#### TO DO:
Each line containing the word "React" must be collected.

#### DATA:

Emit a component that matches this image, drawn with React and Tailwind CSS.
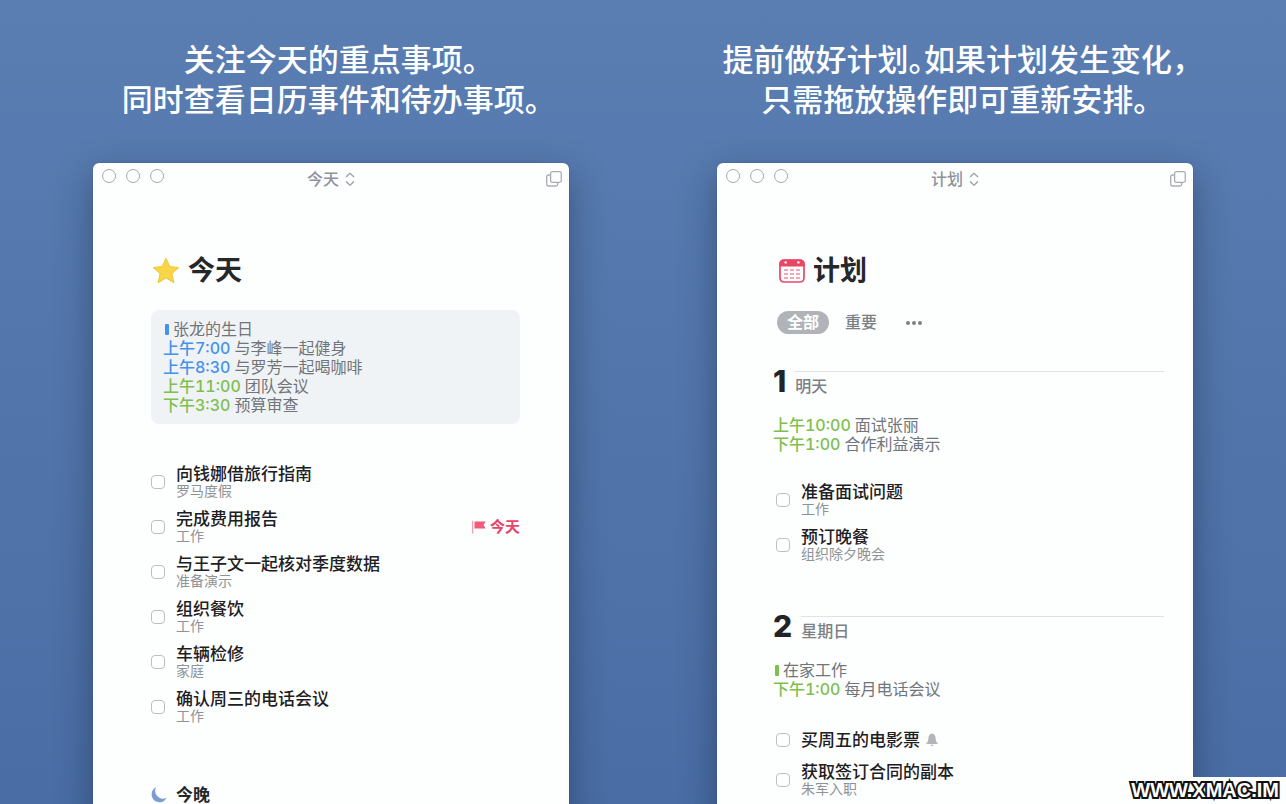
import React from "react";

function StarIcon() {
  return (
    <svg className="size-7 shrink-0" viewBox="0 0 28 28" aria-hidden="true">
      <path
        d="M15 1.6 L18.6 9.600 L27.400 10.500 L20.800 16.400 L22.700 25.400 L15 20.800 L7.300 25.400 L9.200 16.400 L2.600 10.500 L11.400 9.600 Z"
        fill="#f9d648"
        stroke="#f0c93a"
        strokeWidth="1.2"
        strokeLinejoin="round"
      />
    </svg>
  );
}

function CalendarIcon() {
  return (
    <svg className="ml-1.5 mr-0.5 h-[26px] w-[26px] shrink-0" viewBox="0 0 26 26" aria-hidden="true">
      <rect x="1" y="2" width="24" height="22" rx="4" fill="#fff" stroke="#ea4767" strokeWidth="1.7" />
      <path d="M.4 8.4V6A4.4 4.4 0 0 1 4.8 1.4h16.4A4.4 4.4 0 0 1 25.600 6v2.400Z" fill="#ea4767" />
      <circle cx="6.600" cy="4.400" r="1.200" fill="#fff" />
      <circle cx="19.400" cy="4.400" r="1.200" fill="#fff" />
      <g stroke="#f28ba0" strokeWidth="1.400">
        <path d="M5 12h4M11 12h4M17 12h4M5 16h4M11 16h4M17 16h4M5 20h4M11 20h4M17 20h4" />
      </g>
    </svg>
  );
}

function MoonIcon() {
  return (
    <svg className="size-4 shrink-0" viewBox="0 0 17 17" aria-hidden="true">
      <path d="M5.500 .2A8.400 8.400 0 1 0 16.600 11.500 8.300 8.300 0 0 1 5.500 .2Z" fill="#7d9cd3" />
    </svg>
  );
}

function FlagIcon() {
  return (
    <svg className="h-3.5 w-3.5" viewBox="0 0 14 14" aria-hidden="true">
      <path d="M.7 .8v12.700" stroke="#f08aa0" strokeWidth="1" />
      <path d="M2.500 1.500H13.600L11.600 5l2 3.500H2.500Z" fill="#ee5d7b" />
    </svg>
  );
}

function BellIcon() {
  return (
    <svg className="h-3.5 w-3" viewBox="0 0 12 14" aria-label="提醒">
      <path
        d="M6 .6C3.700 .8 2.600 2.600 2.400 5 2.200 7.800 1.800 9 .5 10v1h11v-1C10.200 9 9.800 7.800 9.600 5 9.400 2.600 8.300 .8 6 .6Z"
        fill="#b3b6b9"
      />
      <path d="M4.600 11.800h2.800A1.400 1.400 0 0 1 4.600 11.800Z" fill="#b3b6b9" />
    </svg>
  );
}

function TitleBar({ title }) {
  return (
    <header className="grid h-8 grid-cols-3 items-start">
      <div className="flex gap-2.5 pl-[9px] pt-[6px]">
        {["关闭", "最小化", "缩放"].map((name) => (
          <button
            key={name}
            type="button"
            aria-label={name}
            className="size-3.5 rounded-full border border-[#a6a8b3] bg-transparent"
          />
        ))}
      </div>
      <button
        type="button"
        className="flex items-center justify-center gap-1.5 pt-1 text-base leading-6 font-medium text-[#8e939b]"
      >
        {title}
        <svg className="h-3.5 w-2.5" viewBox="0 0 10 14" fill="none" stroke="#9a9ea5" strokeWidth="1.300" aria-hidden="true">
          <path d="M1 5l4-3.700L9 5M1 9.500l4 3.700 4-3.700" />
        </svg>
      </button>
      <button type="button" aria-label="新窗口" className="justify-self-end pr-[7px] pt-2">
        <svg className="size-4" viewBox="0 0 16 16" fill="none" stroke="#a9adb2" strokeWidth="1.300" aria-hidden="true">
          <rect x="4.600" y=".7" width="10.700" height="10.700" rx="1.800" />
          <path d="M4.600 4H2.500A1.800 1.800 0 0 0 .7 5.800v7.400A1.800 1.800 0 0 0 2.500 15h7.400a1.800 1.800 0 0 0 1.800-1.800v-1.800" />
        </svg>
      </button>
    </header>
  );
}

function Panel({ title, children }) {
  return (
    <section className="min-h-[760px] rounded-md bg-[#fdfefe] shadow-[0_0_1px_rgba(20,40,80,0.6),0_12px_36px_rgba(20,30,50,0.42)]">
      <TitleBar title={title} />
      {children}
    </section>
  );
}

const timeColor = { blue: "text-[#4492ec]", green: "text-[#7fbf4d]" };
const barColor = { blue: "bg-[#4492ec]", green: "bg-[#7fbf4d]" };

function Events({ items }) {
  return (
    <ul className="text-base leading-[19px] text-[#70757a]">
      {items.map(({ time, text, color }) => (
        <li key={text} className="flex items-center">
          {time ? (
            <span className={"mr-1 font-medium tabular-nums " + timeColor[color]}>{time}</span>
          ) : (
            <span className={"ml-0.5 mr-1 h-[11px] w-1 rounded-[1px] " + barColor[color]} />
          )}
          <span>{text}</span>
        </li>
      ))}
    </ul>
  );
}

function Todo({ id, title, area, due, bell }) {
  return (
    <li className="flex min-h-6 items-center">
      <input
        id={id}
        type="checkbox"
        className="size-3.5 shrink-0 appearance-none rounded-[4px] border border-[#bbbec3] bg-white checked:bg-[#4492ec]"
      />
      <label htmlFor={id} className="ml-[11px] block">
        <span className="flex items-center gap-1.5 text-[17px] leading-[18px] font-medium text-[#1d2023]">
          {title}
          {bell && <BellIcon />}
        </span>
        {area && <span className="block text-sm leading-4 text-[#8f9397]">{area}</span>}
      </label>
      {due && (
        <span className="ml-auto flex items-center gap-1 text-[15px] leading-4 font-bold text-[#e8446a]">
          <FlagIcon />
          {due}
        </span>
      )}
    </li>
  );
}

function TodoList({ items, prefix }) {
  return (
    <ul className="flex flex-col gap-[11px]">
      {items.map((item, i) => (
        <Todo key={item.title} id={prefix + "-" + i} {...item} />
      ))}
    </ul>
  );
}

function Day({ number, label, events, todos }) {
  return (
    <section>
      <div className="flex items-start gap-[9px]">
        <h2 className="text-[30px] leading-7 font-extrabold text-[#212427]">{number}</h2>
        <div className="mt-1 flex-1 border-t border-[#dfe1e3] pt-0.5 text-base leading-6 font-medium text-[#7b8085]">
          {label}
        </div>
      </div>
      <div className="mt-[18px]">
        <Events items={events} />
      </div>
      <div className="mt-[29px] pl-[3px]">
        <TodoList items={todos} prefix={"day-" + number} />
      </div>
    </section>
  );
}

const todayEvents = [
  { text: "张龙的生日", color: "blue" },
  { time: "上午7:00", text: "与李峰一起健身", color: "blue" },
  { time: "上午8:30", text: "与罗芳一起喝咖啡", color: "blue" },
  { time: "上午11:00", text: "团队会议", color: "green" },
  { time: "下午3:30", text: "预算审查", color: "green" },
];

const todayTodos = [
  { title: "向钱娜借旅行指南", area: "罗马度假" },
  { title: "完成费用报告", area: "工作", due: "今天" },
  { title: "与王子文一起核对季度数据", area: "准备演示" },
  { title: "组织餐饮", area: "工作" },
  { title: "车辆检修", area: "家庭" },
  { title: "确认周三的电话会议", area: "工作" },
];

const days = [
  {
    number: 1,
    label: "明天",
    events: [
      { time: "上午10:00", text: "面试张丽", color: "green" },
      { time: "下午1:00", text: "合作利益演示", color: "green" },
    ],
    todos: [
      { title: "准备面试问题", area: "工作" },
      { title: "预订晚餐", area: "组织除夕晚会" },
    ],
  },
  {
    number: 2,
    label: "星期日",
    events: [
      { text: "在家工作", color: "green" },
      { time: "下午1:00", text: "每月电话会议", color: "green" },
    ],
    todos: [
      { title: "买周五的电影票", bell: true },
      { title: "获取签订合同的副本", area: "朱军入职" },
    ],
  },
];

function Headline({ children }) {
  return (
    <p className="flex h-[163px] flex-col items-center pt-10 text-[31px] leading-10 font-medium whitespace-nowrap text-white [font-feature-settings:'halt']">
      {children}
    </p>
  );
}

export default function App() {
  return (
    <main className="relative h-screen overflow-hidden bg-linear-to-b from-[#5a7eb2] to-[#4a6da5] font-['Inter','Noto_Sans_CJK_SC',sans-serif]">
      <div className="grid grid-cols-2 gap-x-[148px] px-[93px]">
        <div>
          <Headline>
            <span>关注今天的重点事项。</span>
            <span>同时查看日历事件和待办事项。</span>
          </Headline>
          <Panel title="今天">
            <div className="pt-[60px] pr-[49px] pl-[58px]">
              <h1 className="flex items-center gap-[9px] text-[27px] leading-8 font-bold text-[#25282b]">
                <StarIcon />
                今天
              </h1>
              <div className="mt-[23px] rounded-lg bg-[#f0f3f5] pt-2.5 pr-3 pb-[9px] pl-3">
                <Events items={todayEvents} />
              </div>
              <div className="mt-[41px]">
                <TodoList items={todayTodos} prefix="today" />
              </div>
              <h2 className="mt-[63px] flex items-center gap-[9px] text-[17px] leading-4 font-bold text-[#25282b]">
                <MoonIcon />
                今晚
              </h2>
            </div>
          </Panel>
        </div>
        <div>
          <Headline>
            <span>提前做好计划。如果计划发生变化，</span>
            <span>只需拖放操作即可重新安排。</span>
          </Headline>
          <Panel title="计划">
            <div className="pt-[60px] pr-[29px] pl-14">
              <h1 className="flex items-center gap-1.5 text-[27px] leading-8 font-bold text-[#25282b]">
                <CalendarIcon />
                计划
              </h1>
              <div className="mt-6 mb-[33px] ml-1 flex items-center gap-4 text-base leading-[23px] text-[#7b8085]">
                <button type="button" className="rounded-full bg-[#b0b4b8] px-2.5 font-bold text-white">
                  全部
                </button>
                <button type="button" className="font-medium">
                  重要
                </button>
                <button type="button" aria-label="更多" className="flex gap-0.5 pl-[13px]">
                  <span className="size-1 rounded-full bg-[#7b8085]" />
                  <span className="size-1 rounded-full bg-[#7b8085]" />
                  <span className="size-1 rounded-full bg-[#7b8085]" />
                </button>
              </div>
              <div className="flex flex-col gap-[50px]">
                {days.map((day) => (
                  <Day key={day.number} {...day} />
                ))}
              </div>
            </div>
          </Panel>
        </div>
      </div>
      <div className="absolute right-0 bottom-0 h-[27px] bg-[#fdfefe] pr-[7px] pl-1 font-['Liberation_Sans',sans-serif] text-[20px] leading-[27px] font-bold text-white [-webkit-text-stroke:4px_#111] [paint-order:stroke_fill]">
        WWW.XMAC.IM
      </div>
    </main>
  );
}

#### RESPONSE:
Emit a component that matches this image, drawn with React and Tailwind CSS.
import React from "react";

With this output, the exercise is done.